C'est la raison pour laquelle la proposition de loi a été enrichie d'un article 3 qui interdira désormais une telle inégalité de traitement entre l'hexagone et l'outre-mer. Cette situation nécessiterait une enquête approfondie des services de l'État pour établir si oui ou non un même produit peut être consommé sans risque pour la santé humaine jusqu'à trente ou soixante jours après sa fabrication, mais, quels que soient les résultats de cette enquête, il apparaît en tout état de cause inadmissible, du point de vue de l'égalité des droits des consommateurs sur le territoire français, que des délais différents de consommation, ne tenant pas aux qualités intrinsèques d'un produit, puissent être apposés sur les emballages en fonction du lieu de distribution de ces produits, a fortiori lorsque ces pratiques conduisent à fixer des durées plus longues.

Mes chers collègues, la loi que nous examinons aujourd'hui vise spécifiquement à effacer ces inégalités de traitement.
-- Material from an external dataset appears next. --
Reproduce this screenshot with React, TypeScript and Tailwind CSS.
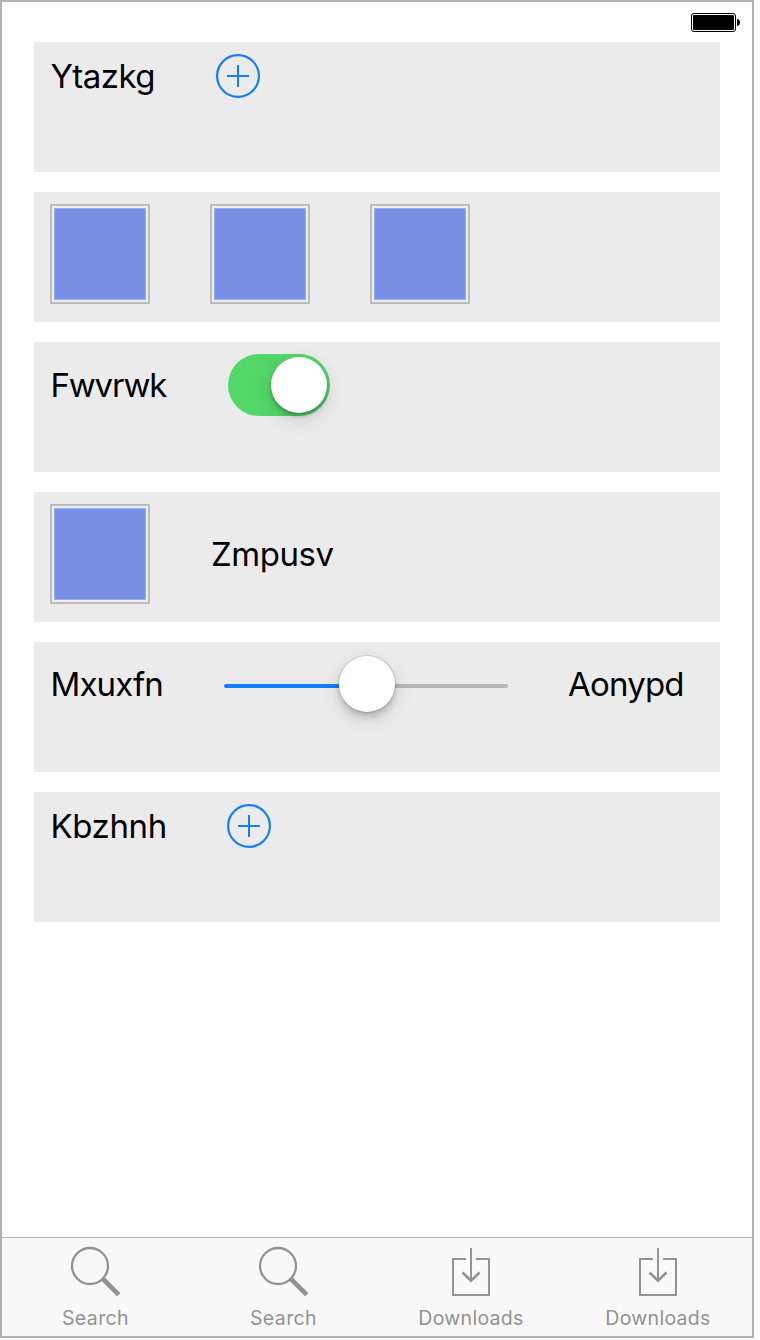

Elle n'en fait pas pour autant une fin en soi. La réduction de la teneur en sucre et l'interdiction des dates limites de consommation supérieures relèvent d'une même démarche d'amélioration de la qualité de l'offre alimentaire proposée dans nos territoires.

Il s'agit également de mettre l'accent sur les bénéfices d'une alimentation saine et équilibré, qui passe par la consommation de produits frais et locaux. Parce que nous sommes soucieux de la qualité des denrées que nous consommons, nous voulons encourager l'utilisation de ces produits dans nos cantines scolaires et dans nos services de restauration collective. Tel est l'objet de l'amendement de Mme Vainqueur-Christophe, que je soutiendrai sans réserve.
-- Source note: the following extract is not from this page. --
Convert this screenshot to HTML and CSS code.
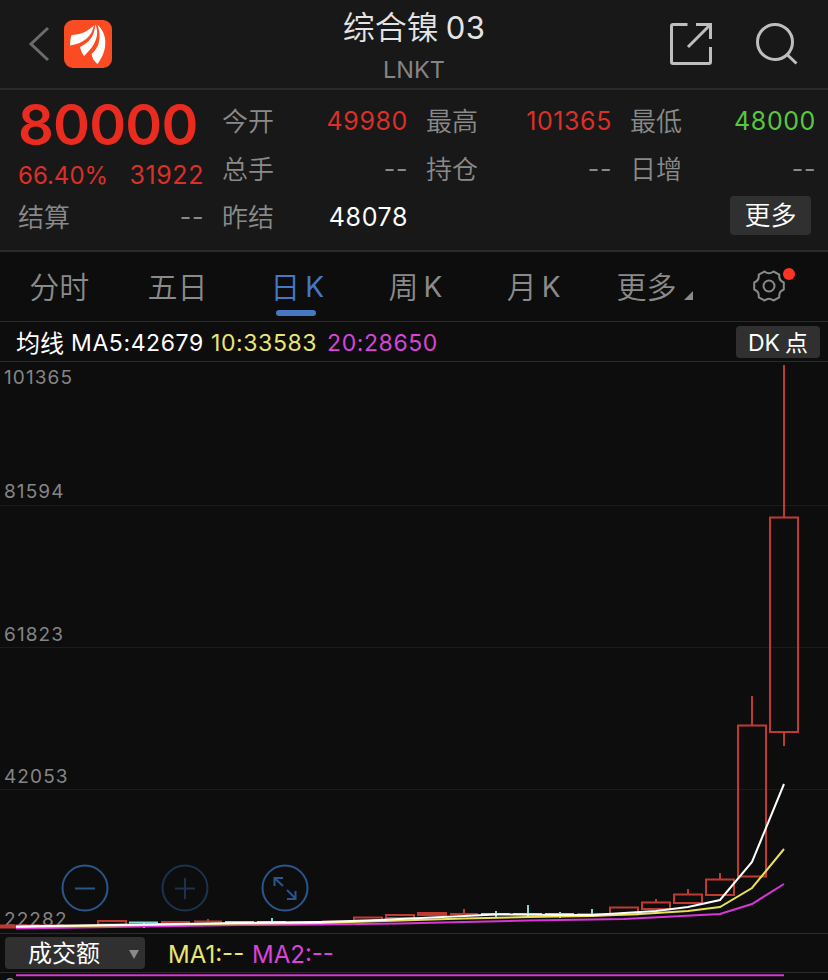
FILE: index.html
```html
<!DOCTYPE html>
<html lang="zh-CN">
<head>
    <meta charset="UTF-8">
    <meta name="viewport" content="width=device-width, initial-scale=1.0">
    <title>综合镍03</title>
    <link rel="stylesheet" href="styles.css">
</head>
<body>
    <header class="header">
        <div class="header-left">
            <svg class="back" width="22" height="38" viewBox="0 0 22 38"><path d="M20 3L3 19L20 35"/></svg>
            <svg class="logo" width="48" height="48" viewBox="0 0 48 48">
                <rect width="48" height="48" rx="9" fill="#fb4b22"/>
                <path d="M6 25.500C6.300 21 6.500 18 7.500 15C16 15 25 11 30 5C28 17 19 23.500 6 25.500Z"/>
                <path d="M16 27C25 23 31 15 31.200 4.500C37 16 29 28 20 36C18 33 16.500 30 16 27Z"/>
                <path d="M33.500 5C43 13 45 29 33.500 44C30 41 28 38 27.500 34C36 27 37.500 16 33.500 5Z"/>
            </svg>
        </div>
        <div class="title">
            <h1>综合镍<span class="title-num">03</span></h1>
            <p>LNKT</p>
        </div>
        <div class="header-right">
            <svg class="share" width="44" height="44" viewBox="0 0 44 44">
                <path d="M18.500 2.500H4Q2.500 2.500 2.500 4V40Q2.500 41.500 4 41.500H40Q41.500 41.500 41.500 40V25M27 2.500H41.500V17M41.500 2.500L19 25"/>
            </svg>
            <svg class="search" width="44" height="44" viewBox="0 0 44 44">
                <circle cx="20" cy="20" r="17.500"/><path d="M31.500 32L41.500 41.500"/>
            </svg>
        </div>
    </header>

    <section class="quote">
        <div class="col">
            <div class="price">80000</div>
            <div class="change"><span>66.40%</span><span class="amount">31922</span></div>
            <div class="row settle"><span class="label">结算</span><span class="num">--</span></div>
        </div>
        <div class="col">
            <div class="row"><span class="label">今开</span><span class="num red">49980</span></div>
            <div class="row"><span class="label">总手</span><span class="num">--</span></div>
            <div class="row"><span class="label">昨结</span><span class="num white">48078</span></div>
        </div>
        <div class="col">
            <div class="row"><span class="label">最高</span><span class="num red">101365</span></div>
            <div class="row"><span class="label">持仓</span><span class="num">--</span></div>
        </div>
        <div class="col">
            <div class="row"><span class="label">最低</span><span class="num green">48000</span></div>
            <div class="row"><span class="label">日增</span><span class="num">--</span></div>
            <div class="row row-more"><button class="more">更多</button></div>
        </div>
    </section>

    <nav class="tabs">
        <a class="tab">分时</a>
        <a class="tab">五日</a>
        <a class="tab active">日<span>K</span></a>
        <a class="tab">周<span>K</span></a>
        <a class="tab">月<span>K</span></a>
        <a class="tab tab-more">更多<svg class="corner" width="9" height="9" viewBox="0 0 9 9"><path d="M9 0V9H0Z"/></svg></a>
        <a class="tab tab-set">
            <svg class="gear" width="34" height="32" viewBox="0 0 34 32">
                <path d="M12.500 1.500Q17 5 21.500 1.500L27.300 4.700Q26.500 10.500 31.800 12.500V19.500Q26.500 21.500 27.300 27.300L21.500 30.500Q17 27 12.500 30.500L6.700 27.300Q7.500 21.500 2.200 19.500V12.500Q7.500 10.500 6.700 4.700Z"/>
                <circle cx="17" cy="16" r="5.500"/>
            </svg>
            <span class="dot"></span>
        </a>
    </nav>

    <div class="ma-bar">
        <span class="ma-name">均线</span>
        <span class="ma5">MA5:42679</span>
        <span class="ma10">10:33583</span>
        <span class="ma20">20:28650</span>
        <button class="dk">DK<span>点</span></button>
    </div>

    <main class="chart">
        <svg width="828" height="571" viewBox="0 362 828 571">
            <!-- grid -->
            <path class="grid" d="M0 505.500H828M0 647.500H828M0 789.500H828"/>

            <!-- zoom controls -->
            <g class="ctrl">
                <circle cx="85" cy="888" r="22.500"/>
                <path d="M75 888.500H95"/>
            </g>
            <g class="ctrl disabled">
                <circle cx="185" cy="888" r="22.500"/>
                <path d="M175 888.500H195M185 878V899"/>
            </g>
            <g class="ctrl">
                <circle cx="285" cy="888" r="22.500"/>
                <path d="M274.500 886V878H283M275 878.500L283 886M287 890L295 898M295.500 891V899H287"/>
            </g>

            <text class="axis" x="4" y="384">101365</text>
            <text class="axis" x="4" y="498">81594</text>
            <text class="axis" x="4" y="641">61823</text>
            <text class="axis" x="4" y="783">42053</text>
            <text class="axis" x="4" y="926">22282</text>

            <!-- candles, 32px apart -->
            <g class="up">
                <path d="M1 925.500H30V927.500H1ZM34 925.500H62M66 925.500H95"/>
                <rect x="98" y="921" width="28" height="3.500"/>
                <path d="M161 922H190M194 921.500H222M208 919V922M289 922.500H318M322 921.500H350"/>
                <rect x="354" y="917.500" width="28" height="3"/>
                <rect x="386" y="915" width="28" height="3"/>
                <rect x="418" y="913" width="28" height="2"/>
                <path d="M450 914H478M464 909V914"/>
                <rect x="610" y="907.500" width="28" height="7"/>
                <rect x="642" y="902.500" width="28" height="6.500"/>
                <path d="M656 899V902"/>
                <rect x="674" y="894.500" width="28" height="8.500"/>
                <path d="M688 889V894"/>
                <rect x="706" y="879.500" width="28" height="15.500"/>
                <path d="M720 873V879"/>
                <rect x="738" y="725.500" width="28" height="151"/>
                <path d="M752 696V725"/>
                <rect x="770" y="517.500" width="28" height="214.500"/>
                <path d="M784 365V517M784 732V746"/>
            </g>
            <g class="down">
                <path d="M129 922.500H158M144 922V928M225 922H254M257 922H286M272 918V923"/>
                <path d="M481 914H510M513 914H542M545 914H574M577 914.500H606M496 911V917M528 905V917M560 912V918M592 909V917"/>
            </g>

            <!-- moving averages -->
            <polyline class="line20" points="16,928.5 112,927 240,925 320,924.500 400,923.500 464,922 528,920.500 624,919 720,914 752,904 784,884"/>
            <polyline class="line10" points="16,927 112,925.500 240,923.500 320,923 400,920.500 464,918.500 528,917 592,916 640,914 688,911 720,907 752,888 784,849"/>
            <polyline class="line5" points="16,926.5 112,925 240,923 320,922 368,920.500 432,917.500 496,914.500 560,915 592,915 656,911 688,907 720,900 752,862 784,784"/>
        </svg>
    </main>

    <div class="volume-bar">
        <button class="select">成交额<svg width="10" height="9" viewBox="0 0 10 9"><path d="M0 0H10L5 9Z"/></svg></button>
        <span class="vol1">MA1:--</span>
        <span class="vol2">MA2:--</span>
    </div>
    <div class="volume">
        <svg width="828" height="7" viewBox="0 973 828 7">
            <text class="axis" x="4" y="992">0</text>
            <path class="line20" d="M16 975.300H784"/>
        </svg>
    </div>
</body>
</html>
```
FILE: styles.css
```css
* {
    margin: 0;
    padding: 0;
    box-sizing: border-box;
}

body {
    width: 828px;
    height: 980px;
    overflow: hidden;
    background-color: #0d0d0d;
    color: #8a8a8a;
    font-family: Inter, "Noto Sans CJK SC", sans-serif;
    font-weight: 350;
}

svg {
    display: block;
    fill: none;
}

button {
    border: none;
    border-radius: 4px;
    background-color: #303030;
    color: #fff;
    font-family: inherit;
    font-weight: inherit;
}

/* Header */
.header {
    display: flex;
    justify-content: space-between;
    height: 90px;
    background-color: #181818;
    border-bottom: 2px solid #2a2a2a;
}

.header-left,
.header-right {
    display: flex;
    align-items: center;
    width: 200px;
}

.header-left {
    gap: 14px;
    padding-left: 28px;
}

.header-right {
    justify-content: flex-end;
    gap: 42px;
    padding-right: 29px;
}

.back {
    stroke: #6b6b6b;
    stroke-width: 3;
}

.logo path {
    fill: #fff;
}

.share,
.search {
    stroke: #bebebe;
    stroke-width: 3;
}

.title {
    padding-top: 6px;
    text-align: center;
}

.title h1 {
    height: 42px;
    color: #e4e4e4;
    font-size: 32px;
    font-weight: 350;
    line-height: 43px;
}

.title-num {
    margin-left: 7px;
    font-size: 31px;
    font-weight: 400;
    letter-spacing: 0.5px;
}

.title p {
    color: #858585;
    font-size: 23.5px;
    font-weight: 400;
    line-height: 43px;
}

/* Quote */
.quote {
    display: grid;
    grid-template-columns: repeat(4, 185px);
    column-gap: 19px;
    height: 162px;
    padding: 7px 13px 0 18px;
    background-color: #181818;
    border-bottom: 2px solid #2a2a2a;
}

.row {
    display: flex;
    justify-content: space-between;
    align-items: center;
    height: 48px;
    font-size: 26px;
}

.label {
    padding-bottom: 3px;
}

.num {
    margin-right: -1px;
    font-size: 25px;
    font-weight: 400;
    letter-spacing: 0.6px;
}

.red {
    color: #dc2f27;
}

.green {
    color: #58c741;
}

.white {
    color: #fff;
}

.price {
    height: 56px;
    color: #e92b20;
    font-size: 56px;
    font-weight: 600;
    letter-spacing: -0.8px;
    line-height: 56px;
}

.change {
    display: flex;
    justify-content: space-between;
    height: 40px;
    color: #dc2f27;
    font-size: 24px;
    font-weight: 400;
    line-height: 45px;
}

.amount {
    margin-right: -1px;
    font-size: 25px;
    letter-spacing: 0.6px;
}

.row-more {
    justify-content: flex-end;
    padding-right: 4px;
}

.more {
    width: 81px;
    height: 39px;
    margin-top: -3px;
    font-size: 26px;
    line-height: 39px;
}

/* Tabs */
.tabs {
    display: flex;
    height: 70px;
    border-bottom: 1px solid #2b2b2b;
}

.tab {
    position: relative;
    display: flex;
    justify-content: center;
    align-items: center;
    width: 14.2857%;
    padding-bottom: 3px;
    font-size: 30px;
}

.tab span {
    margin: 3px 0 0 5px;
    font-size: 28px;
    font-weight: 400;
}

.tab:nth-child(n+3) {
    padding-left: 3px;
}

.tab-more:nth-child(n) {
    padding-left: 8px;
}

.tab-set:nth-child(n) {
    padding: 0 0 2px;
}

.active {
    color: #4678c4;
}

.active::after {
    content: "";
    position: absolute;
    bottom: 5px;
    left: 50%;
    width: 40px;
    height: 6px;
    margin-left: -20px;
    border-radius: 3px;
    background-color: #4678c4;
}

.corner {
    margin: 21px 0 0 7px;
    fill: #8a8a8a;
}

.gear {
    stroke: #8a8a8a;
    stroke-width: 2;
    stroke-linejoin: round;
}

.tab .dot {
    position: absolute;
    top: 16px;
    right: 33px;
    width: 12px;
    height: 12px;
    margin: 0;
    border-radius: 50%;
    background-color: #ff3425;
}

/* MA values */
.ma-bar {
    display: flex;
    align-items: center;
    height: 40px;
    padding: 0 8px 0 16px;
    border-bottom: 1px solid #2b2b2b;
    font-size: 23px;
    font-weight: 400;
    letter-spacing: 0.6px;
}

.ma-name {
    margin-right: 7px;
    color: #fff;
    font-size: 24px;
    letter-spacing: 0;
}

.ma5,
.ma10,
.ma20 {
    padding-top: 2px;
}

.ma5 {
    width: 140px;
    color: #fff;
}

.ma10 {
    width: 116px;
    color: #e9e671;
}

.ma20 {
    color: #d843d8;
}

.dk {
    width: 84px;
    height: 32px;
    margin-left: auto;
    font-size: 23px;
    line-height: 34px;
}

.dk span {
    margin-left: 5px;
}

/* Chart */
.chart {
    height: 571px;
}

.axis {
    fill: #858585;
    font-size: 19px;
    font-weight: 400;
    letter-spacing: 1.1px;
}

.grid {
    stroke: #1b1b1b;
}

.ctrl {
    stroke: #2b568c;
    stroke-width: 2;
}

.disabled {
    stroke: #1c3350;
}

.up {
    stroke: #c13a32;
    stroke-width: 2;
}

.down {
    stroke: #7edcd0;
    stroke-width: 2;
}

.line5,
.line10,
.line20 {
    stroke: #fff;
    stroke-width: 2;
}

.line10 {
    stroke: #e9e05a;
}

.line20 {
    stroke: #d936d6;
}

/* Volume */
.volume-bar {
    display: flex;
    align-items: center;
    height: 40px;
    padding-left: 5px;
    border-top: 1px solid #2b2b2b;
    border-bottom: 1px solid #2b2b2b;
    font-size: 24px;
    font-weight: 400;
}

.select {
    display: flex;
    justify-content: space-between;
    align-items: center;
    width: 140px;
    height: 32px;
    padding: 2px 6px 0 23px;
    font-size: 24px;
    line-height: 34px;
}

.select svg {
    fill: #8a8a8a;
}

.vol1,
.vol2 {
    padding-top: 3px;
}

.vol1 {
    width: 84px;
    margin-left: 23px;
    color: #e9e671;
}

.vol2 {
    color: #d843d8;
}
```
En conclusion, l'ambition que traduit cette proposition de loi ne peut aboutir qu'à deux conditions. D'une part, l'application de la loi devra être associée à des campagnes d'information et de sensibilisation. L'ensemble des acteurs impliqués dans la réduction des inégalités de santé outre-mer – le ministère de la santé, le ministère de l'agriculture, les services de l'État en charge de la consommation et de l'agroalimentaire, les associations et l'ensemble des acteurs impliqués dans la lutte contre l'obésité – doivent se rassembler pour atteindre les objectifs fixés.

D'autre part, l'étiquetage des produits doit être plus transparent, qu'ils soient fabriqués localement ou viennent de pays situés hors de l'Union européenne. En effet, la composition de beaucoup des produits que nous consommons manque de transparence, en raison du caractère peu contraignant de la législation européenne.

J'ai bon espoir, si ces conditions sont remplies, que l'ensemble des pathologies dont j'ai parlé au début de mon intervention baisseront significativement. J'invite donc l'ensemble des députés de cet hémicycle à partager notre souci de la santé publique et à voter pour cette proposition de loi. (Applaudissements sur les bancs des groupes SRC et GDR.)